Start DATA PROVIDED
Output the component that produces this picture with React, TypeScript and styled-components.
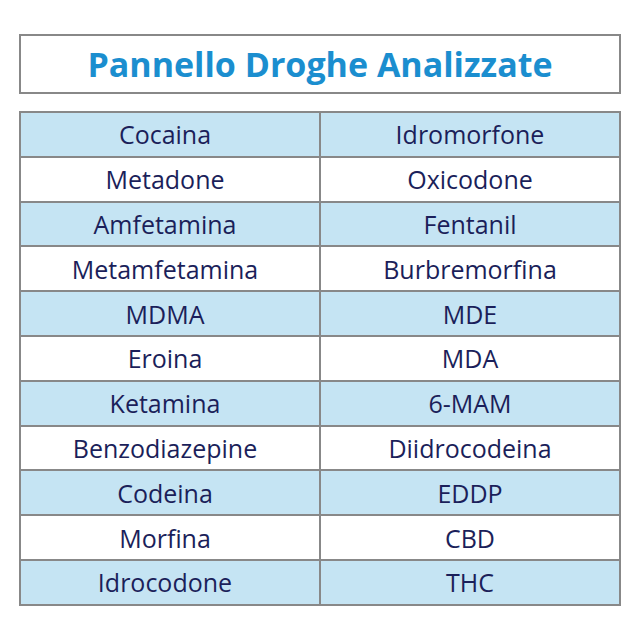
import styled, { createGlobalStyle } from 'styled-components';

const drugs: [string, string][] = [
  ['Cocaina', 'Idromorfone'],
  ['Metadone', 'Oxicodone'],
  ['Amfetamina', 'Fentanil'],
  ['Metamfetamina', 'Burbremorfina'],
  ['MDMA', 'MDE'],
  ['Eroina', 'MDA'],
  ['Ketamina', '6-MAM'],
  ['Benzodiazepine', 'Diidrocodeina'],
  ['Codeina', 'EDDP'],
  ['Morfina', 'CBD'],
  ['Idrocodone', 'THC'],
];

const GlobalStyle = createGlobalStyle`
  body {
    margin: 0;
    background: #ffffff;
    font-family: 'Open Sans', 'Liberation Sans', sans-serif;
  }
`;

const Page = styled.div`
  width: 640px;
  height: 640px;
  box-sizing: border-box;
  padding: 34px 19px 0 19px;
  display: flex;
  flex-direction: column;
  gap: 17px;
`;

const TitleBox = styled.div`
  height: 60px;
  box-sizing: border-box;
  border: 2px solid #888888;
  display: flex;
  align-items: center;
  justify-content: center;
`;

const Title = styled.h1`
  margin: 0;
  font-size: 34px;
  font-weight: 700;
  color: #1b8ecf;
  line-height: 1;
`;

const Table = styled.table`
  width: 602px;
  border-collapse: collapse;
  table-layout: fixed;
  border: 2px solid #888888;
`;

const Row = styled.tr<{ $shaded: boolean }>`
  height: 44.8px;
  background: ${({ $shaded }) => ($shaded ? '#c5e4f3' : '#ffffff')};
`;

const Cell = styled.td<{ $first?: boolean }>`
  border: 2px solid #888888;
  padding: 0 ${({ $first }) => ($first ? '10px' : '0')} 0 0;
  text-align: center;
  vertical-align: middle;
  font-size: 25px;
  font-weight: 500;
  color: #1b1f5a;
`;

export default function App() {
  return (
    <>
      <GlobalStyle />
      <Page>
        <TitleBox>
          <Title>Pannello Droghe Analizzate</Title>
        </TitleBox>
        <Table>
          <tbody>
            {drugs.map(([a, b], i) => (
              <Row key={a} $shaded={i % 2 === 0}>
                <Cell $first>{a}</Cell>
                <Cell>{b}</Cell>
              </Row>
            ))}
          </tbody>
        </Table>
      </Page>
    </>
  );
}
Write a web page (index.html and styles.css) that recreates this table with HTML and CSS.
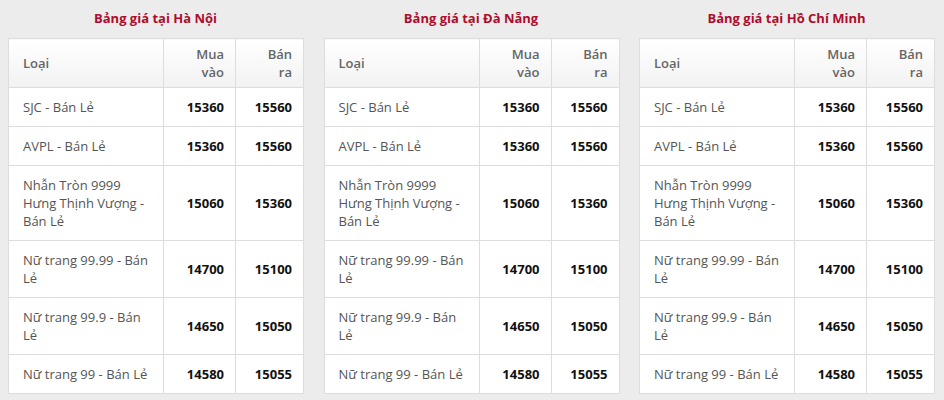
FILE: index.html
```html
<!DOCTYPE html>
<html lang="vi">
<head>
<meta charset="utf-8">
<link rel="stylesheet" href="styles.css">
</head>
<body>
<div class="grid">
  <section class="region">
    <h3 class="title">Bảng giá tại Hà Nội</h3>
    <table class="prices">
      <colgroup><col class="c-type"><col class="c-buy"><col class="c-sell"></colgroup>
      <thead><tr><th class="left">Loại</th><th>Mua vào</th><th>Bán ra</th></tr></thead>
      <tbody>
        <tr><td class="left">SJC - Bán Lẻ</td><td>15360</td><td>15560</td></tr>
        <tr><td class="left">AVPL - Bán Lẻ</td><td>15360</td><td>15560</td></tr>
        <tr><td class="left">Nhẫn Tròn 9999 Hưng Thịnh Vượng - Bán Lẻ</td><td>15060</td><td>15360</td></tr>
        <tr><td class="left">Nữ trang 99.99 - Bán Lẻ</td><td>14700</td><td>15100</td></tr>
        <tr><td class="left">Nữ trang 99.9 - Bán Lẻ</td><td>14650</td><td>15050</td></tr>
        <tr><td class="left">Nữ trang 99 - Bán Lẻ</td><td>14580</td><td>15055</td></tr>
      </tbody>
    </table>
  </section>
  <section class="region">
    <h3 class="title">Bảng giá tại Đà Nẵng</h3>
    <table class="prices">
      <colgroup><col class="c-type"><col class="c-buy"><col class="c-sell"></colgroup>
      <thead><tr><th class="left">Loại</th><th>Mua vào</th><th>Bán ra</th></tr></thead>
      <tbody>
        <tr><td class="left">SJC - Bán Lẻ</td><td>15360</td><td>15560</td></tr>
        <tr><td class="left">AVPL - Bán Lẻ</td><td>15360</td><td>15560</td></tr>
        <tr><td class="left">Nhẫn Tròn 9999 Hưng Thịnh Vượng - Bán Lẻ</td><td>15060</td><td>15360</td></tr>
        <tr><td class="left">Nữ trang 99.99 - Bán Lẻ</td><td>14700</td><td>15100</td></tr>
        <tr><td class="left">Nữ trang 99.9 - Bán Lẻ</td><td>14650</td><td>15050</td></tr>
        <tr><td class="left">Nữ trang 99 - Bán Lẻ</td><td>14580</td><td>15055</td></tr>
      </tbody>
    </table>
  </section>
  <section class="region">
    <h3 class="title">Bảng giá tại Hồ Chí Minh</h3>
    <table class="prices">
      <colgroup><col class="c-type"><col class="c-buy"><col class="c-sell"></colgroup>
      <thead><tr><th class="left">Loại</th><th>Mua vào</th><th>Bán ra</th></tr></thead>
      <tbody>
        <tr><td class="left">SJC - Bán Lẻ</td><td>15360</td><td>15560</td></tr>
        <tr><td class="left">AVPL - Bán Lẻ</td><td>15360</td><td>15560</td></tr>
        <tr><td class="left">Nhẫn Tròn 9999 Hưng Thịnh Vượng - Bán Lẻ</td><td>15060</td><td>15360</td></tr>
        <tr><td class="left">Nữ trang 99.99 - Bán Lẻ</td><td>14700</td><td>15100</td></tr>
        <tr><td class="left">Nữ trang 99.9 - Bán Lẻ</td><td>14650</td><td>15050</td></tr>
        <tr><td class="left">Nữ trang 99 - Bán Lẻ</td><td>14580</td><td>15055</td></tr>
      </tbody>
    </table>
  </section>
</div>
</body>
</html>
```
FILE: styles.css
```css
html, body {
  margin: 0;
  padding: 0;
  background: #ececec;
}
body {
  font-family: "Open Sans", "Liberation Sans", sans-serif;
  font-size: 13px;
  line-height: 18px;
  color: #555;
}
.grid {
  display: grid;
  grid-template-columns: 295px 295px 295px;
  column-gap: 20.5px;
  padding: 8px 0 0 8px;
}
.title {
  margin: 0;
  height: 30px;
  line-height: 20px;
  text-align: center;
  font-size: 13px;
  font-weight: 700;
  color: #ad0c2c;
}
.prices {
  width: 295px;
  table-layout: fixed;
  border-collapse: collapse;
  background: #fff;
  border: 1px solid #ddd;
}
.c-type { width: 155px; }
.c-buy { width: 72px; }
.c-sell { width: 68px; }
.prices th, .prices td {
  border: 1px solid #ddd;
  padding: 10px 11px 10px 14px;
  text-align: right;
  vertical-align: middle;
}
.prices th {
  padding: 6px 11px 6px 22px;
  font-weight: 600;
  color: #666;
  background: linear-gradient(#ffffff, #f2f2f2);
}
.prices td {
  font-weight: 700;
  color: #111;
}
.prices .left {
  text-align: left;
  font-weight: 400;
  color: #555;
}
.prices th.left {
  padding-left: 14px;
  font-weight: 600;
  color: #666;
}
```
End DATA PROVIDED
### WHAT THIS TASK INVOLVES
Can the entries above be repeated exactly, without their pictures?

### RESPONSE TO THE TASK
Output the component that produces this picture with React, TypeScript and styled-components.
import styled, { createGlobalStyle } from 'styled-components';

const drugs: [string, string][] = [
  ['Cocaina', 'Idromorfone'],
  ['Metadone', 'Oxicodone'],
  ['Amfetamina', 'Fentanil'],
  ['Metamfetamina', 'Burbremorfina'],
  ['MDMA', 'MDE'],
  ['Eroina', 'MDA'],
  ['Ketamina', '6-MAM'],
  ['Benzodiazepine', 'Diidrocodeina'],
  ['Codeina', 'EDDP'],
  ['Morfina', 'CBD'],
  ['Idrocodone', 'THC'],
];

const GlobalStyle = createGlobalStyle`
  body {
    margin: 0;
    background: #ffffff;
    font-family: 'Open Sans', 'Liberation Sans', sans-serif;
  }
`;

const Page = styled.div`
  width: 640px;
  height: 640px;
  box-sizing: border-box;
  padding: 34px 19px 0 19px;
  display: flex;
  flex-direction: column;
  gap: 17px;
`;

const TitleBox = styled.div`
  height: 60px;
  box-sizing: border-box;
  border: 2px solid #888888;
  display: flex;
  align-items: center;
  justify-content: center;
`;

const Title = styled.h1`
  margin: 0;
  font-size: 34px;
  font-weight: 700;
  color: #1b8ecf;
  line-height: 1;
`;

const Table = styled.table`
  width: 602px;
  border-collapse: collapse;
  table-layout: fixed;
  border: 2px solid #888888;
`;

const Row = styled.tr<{ $shaded: boolean }>`
  height: 44.8px;
  background: ${({ $shaded }) => ($shaded ? '#c5e4f3' : '#ffffff')};
`;

const Cell = styled.td<{ $first?: boolean }>`
  border: 2px solid #888888;
  padding: 0 ${({ $first }) => ($first ? '10px' : '0')} 0 0;
  text-align: center;
  vertical-align: middle;
  font-size: 25px;
  font-weight: 500;
  color: #1b1f5a;
`;

export default function App() {
  return (
    <>
      <GlobalStyle />
      <Page>
        <TitleBox>
          <Title>Pannello Droghe Analizzate</Title>
        </TitleBox>
        <Table>
          <tbody>
            {drugs.map(([a, b], i) => (
              <Row key={a} $shaded={i % 2 === 0}>
                <Cell $first>{a}</Cell>
                <Cell>{b}</Cell>
              </Row>
            ))}
          </tbody>
        </Table>
      </Page>
    </>
  );
}
Write a web page (index.html and styles.css) that recreates this table with HTML and CSS.
FILE: index.html
```html
<!DOCTYPE html>
<html lang="vi">
<head>
<meta charset="utf-8">
<link rel="stylesheet" href="styles.css">
</head>
<body>
<div class="grid">
  <section class="region">
    <h3 class="title">Bảng giá tại Hà Nội</h3>
    <table class="prices">
      <colgroup><col class="c-type"><col class="c-buy"><col class="c-sell"></colgroup>
      <thead><tr><th class="left">Loại</th><th>Mua vào</th><th>Bán ra</th></tr></thead>
      <tbody>
        <tr><td class="left">SJC - Bán Lẻ</td><td>15360</td><td>15560</td></tr>
        <tr><td class="left">AVPL - Bán Lẻ</td><td>15360</td><td>15560</td></tr>
        <tr><td class="left">Nhẫn Tròn 9999 Hưng Thịnh Vượng - Bán Lẻ</td><td>15060</td><td>15360</td></tr>
        <tr><td class="left">Nữ trang 99.99 - Bán Lẻ</td><td>14700</td><td>15100</td></tr>
        <tr><td class="left">Nữ trang 99.9 - Bán Lẻ</td><td>14650</td><td>15050</td></tr>
        <tr><td class="left">Nữ trang 99 - Bán Lẻ</td><td>14580</td><td>15055</td></tr>
      </tbody>
    </table>
  </section>
  <section class="region">
    <h3 class="title">Bảng giá tại Đà Nẵng</h3>
    <table class="prices">
      <colgroup><col class="c-type"><col class="c-buy"><col class="c-sell"></colgroup>
      <thead><tr><th class="left">Loại</th><th>Mua vào</th><th>Bán ra</th></tr></thead>
      <tbody>
        <tr><td class="left">SJC - Bán Lẻ</td><td>15360</td><td>15560</td></tr>
        <tr><td class="left">AVPL - Bán Lẻ</td><td>15360</td><td>15560</td></tr>
        <tr><td class="left">Nhẫn Tròn 9999 Hưng Thịnh Vượng - Bán Lẻ</td><td>15060</td><td>15360</td></tr>
        <tr><td class="left">Nữ trang 99.99 - Bán Lẻ</td><td>14700</td><td>15100</td></tr>
        <tr><td class="left">Nữ trang 99.9 - Bán Lẻ</td><td>14650</td><td>15050</td></tr>
        <tr><td class="left">Nữ trang 99 - Bán Lẻ</td><td>14580</td><td>15055</td></tr>
      </tbody>
    </table>
  </section>
  <section class="region">
    <h3 class="title">Bảng giá tại Hồ Chí Minh</h3>
    <table class="prices">
      <colgroup><col class="c-type"><col class="c-buy"><col class="c-sell"></colgroup>
      <thead><tr><th class="left">Loại</th><th>Mua vào</th><th>Bán ra</th></tr></thead>
      <tbody>
        <tr><td class="left">SJC - Bán Lẻ</td><td>15360</td><td>15560</td></tr>
        <tr><td class="left">AVPL - Bán Lẻ</td><td>15360</td><td>15560</td></tr>
        <tr><td class="left">Nhẫn Tròn 9999 Hưng Thịnh Vượng - Bán Lẻ</td><td>15060</td><td>15360</td></tr>
        <tr><td class="left">Nữ trang 99.99 - Bán Lẻ</td><td>14700</td><td>15100</td></tr>
        <tr><td class="left">Nữ trang 99.9 - Bán Lẻ</td><td>14650</td><td>15050</td></tr>
        <tr><td class="left">Nữ trang 99 - Bán Lẻ</td><td>14580</td><td>15055</td></tr>
      </tbody>
    </table>
  </section>
</div>
</body>
</html>
```
FILE: styles.css
```css
html, body {
  margin: 0;
  padding: 0;
  background: #ececec;
}
body {
  font-family: "Open Sans", "Liberation Sans", sans-serif;
  font-size: 13px;
  line-height: 18px;
  color: #555;
}
.grid {
  display: grid;
  grid-template-columns: 295px 295px 295px;
  column-gap: 20.5px;
  padding: 8px 0 0 8px;
}
.title {
  margin: 0;
  height: 30px;
  line-height: 20px;
  text-align: center;
  font-size: 13px;
  font-weight: 700;
  color: #ad0c2c;
}
.prices {
  width: 295px;
  table-layout: fixed;
  border-collapse: collapse;
  background: #fff;
  border: 1px solid #ddd;
}
.c-type { width: 155px; }
.c-buy { width: 72px; }
.c-sell { width: 68px; }
.prices th, .prices td {
  border: 1px solid #ddd;
  padding: 10px 11px 10px 14px;
  text-align: right;
  vertical-align: middle;
}
.prices th {
  padding: 6px 11px 6px 22px;
  font-weight: 600;
  color: #666;
  background: linear-gradient(#ffffff, #f2f2f2);
}
.prices td {
  font-weight: 700;
  color: #111;
}
.prices .left {
  text-align: left;
  font-weight: 400;
  color: #555;
}
.prices th.left {
  padding-left: 14px;
  font-weight: 600;
  color: #666;
}
```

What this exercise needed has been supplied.